* [DESCRIPTION OF THE TASK]:
Exact reproduction of the data is required, with images excluded.

* [DATA EXCERPT]:
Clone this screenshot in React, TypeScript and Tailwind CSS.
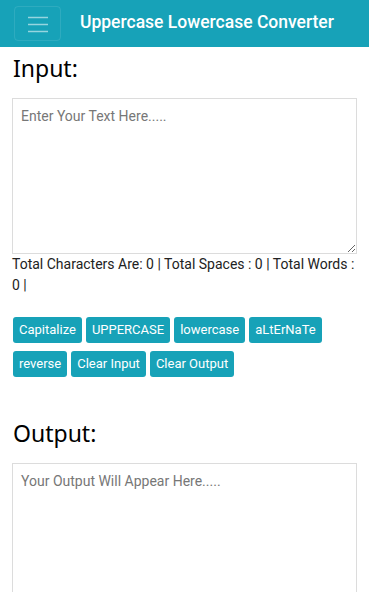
import React from "react";

const buttons1 = ["Capitalize", "UPPERCASE", "lowercase", "aLtErNaTe"];
const buttons2 = ["reverse", "Clear Input", "Clear Output"];

function Btn({ label }: { label: string }) {
  return (
    <button className="h-[26px] px-[6px] rounded-[3px] bg-[#17a2b8] text-white text-[13px] leading-[26px] whitespace-nowrap">
      {label}
    </button>
  );
}

export default function App() {
  const roboto = { fontFamily: "Roboto, 'Liberation Sans', sans-serif" };
  const noto = { fontFamily: "'Noto Sans', 'Open Sans', sans-serif" };
  return (
    <div className="min-h-[592px] bg-white text-[#212529]" style={roboto}>
      <nav className="h-[47px] bg-[#17a2b8] flex items-center pl-[14px]">
        <button className="w-[47px] h-[35px] border border-white/10 rounded-[4px] flex items-center justify-center">
          <svg width="22" height="18" viewBox="0 0 22 18">
            <path d="M1 2.5h20M1 9.5h20M1 16.5h20" stroke="rgba(255,255,255,0.55)" strokeWidth="1.6" />
          </svg>
        </button>
        <span className="ml-[19px] mb-[4px] text-white text-[17.5px] font-medium leading-[24px] whitespace-nowrap">
          Uppercase Lowercase Converter
        </span>
      </nav>
      <div className="px-3">
        <h2 className="mt-[7px] mb-4 pl-px text-[23px] font-normal leading-[28px] text-black" style={noto}>
          Input:
        </h2>
        <textarea
          className="block w-full h-[156px] border border-[#dcdcdc] px-2 py-[7px] text-[14px] leading-[21px] placeholder:text-[#777] outline-none"
          placeholder="Enter Your Text Here....."
        />
        <p className="text-[14px] leading-[21px] text-[#222]">
          Total Characters Are: 0 | Total Spaces : 0 | Total Words : 0 |
        </p>
        <div className="mt-[21px] flex flex-col gap-2 pl-px">
          <div className="flex gap-1">
            {buttons1.map((b) => (
              <Btn key={b} label={b} />
            ))}
          </div>
          <div className="flex gap-1">
            {buttons2.map((b) => (
              <Btn key={b} label={b} />
            ))}
          </div>
        </div>
        <h2 className="mt-[42px] mb-4 pl-px text-[23px] font-normal leading-[28px] text-black" style={noto}>
          Output:
        </h2>
        <textarea
          className="block w-full h-[156px] border border-[#dcdcdc] px-2 py-[7px] text-[14px] leading-[21px] placeholder:text-[#777] outline-none"
          placeholder="Your Output Will Appear Here....."
        />
      </div>
    </div>
  );
}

* [SOLUTION TO THIS TASK]:
Clone this screenshot in React, TypeScript and Tailwind CSS.
import React from "react";

const buttons1 = ["Capitalize", "UPPERCASE", "lowercase", "aLtErNaTe"];
const buttons2 = ["reverse", "Clear Input", "Clear Output"];

function Btn({ label }: { label: string }) {
  return (
    <button className="h-[26px] px-[6px] rounded-[3px] bg-[#17a2b8] text-white text-[13px] leading-[26px] whitespace-nowrap">
      {label}
    </button>
  );
}

export default function App() {
  const roboto = { fontFamily: "Roboto, 'Liberation Sans', sans-serif" };
  const noto = { fontFamily: "'Noto Sans', 'Open Sans', sans-serif" };
  return (
    <div className="min-h-[592px] bg-white text-[#212529]" style={roboto}>
      <nav className="h-[47px] bg-[#17a2b8] flex items-center pl-[14px]">
        <button className="w-[47px] h-[35px] border border-white/10 rounded-[4px] flex items-center justify-center">
          <svg width="22" height="18" viewBox="0 0 22 18">
            <path d="M1 2.5h20M1 9.5h20M1 16.5h20" stroke="rgba(255,255,255,0.55)" strokeWidth="1.6" />
          </svg>
        </button>
        <span className="ml-[19px] mb-[4px] text-white text-[17.5px] font-medium leading-[24px] whitespace-nowrap">
          Uppercase Lowercase Converter
        </span>
      </nav>
      <div className="px-3">
        <h2 className="mt-[7px] mb-4 pl-px text-[23px] font-normal leading-[28px] text-black" style={noto}>
          Input:
        </h2>
        <textarea
          className="block w-full h-[156px] border border-[#dcdcdc] px-2 py-[7px] text-[14px] leading-[21px] placeholder:text-[#777] outline-none"
          placeholder="Enter Your Text Here....."
        />
        <p className="text-[14px] leading-[21px] text-[#222]">
          Total Characters Are: 0 | Total Spaces : 0 | Total Words : 0 |
        </p>
        <div className="mt-[21px] flex flex-col gap-2 pl-px">
          <div className="flex gap-1">
            {buttons1.map((b) => (
              <Btn key={b} label={b} />
            ))}
          </div>
          <div className="flex gap-1">
            {buttons2.map((b) => (
              <Btn key={b} label={b} />
            ))}
          </div>
        </div>
        <h2 className="mt-[42px] mb-4 pl-px text-[23px] font-normal leading-[28px] text-black" style={noto}>
          Output:
        </h2>
        <textarea
          className="block w-full h-[156px] border border-[#dcdcdc] px-2 py-[7px] text-[14px] leading-[21px] placeholder:text-[#777] outline-none"
          placeholder="Your Output Will Appear Here....."
        />
      </div>
    </div>
  );
}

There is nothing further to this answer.